Wave velocity and power spectral density are extremely important ultrasonic parameters that reflect the damage of rock. Ultrasonic waveforms with different degrees of damage were obtained by performing uniaxial compression tests on hole-containing specimens with different moisture contents. The wave velocity of the hole-containing specimens gradually decreases during destruction. There are three stages of attenuation of wave velocity, which are stable, slightly reduced, and rapidly decreasing. The moisture content has great effect on the attenuation of wave velocity. As the moisture content decreases, the duration of the stable stage increases, and the duration of the slight decrease stage decreases. The lower the moisture content, the larger the amount of attenuation of wave velocity in the rapidly decreasing stage. The power spectral density gradually decreases during the destruction of the hole-containing specimens, and the peak of power spectral density is among 4.5 × 10⁴~5.2 × 10⁴ Hz.

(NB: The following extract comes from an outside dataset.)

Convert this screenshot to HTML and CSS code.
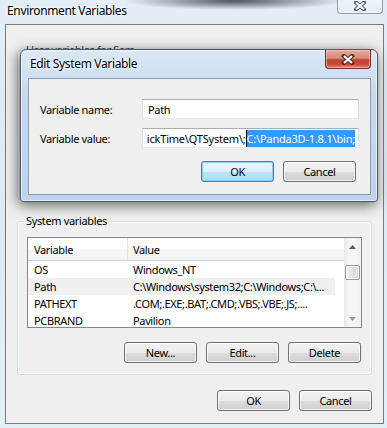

The moisture content influences the attenuation of power spectral density. The higher the moisture content, the smoother the attenuation during the destruction. The lower the moisture content, the more severe the attenuation of peak near the peak strength. This can provide an effective method for detection engineering of a gas extraction borehole. In the detection, the influence of the gas flow inside the borehole on the ultrasonic wave needs to be considered, which will be carried out in subsequent research.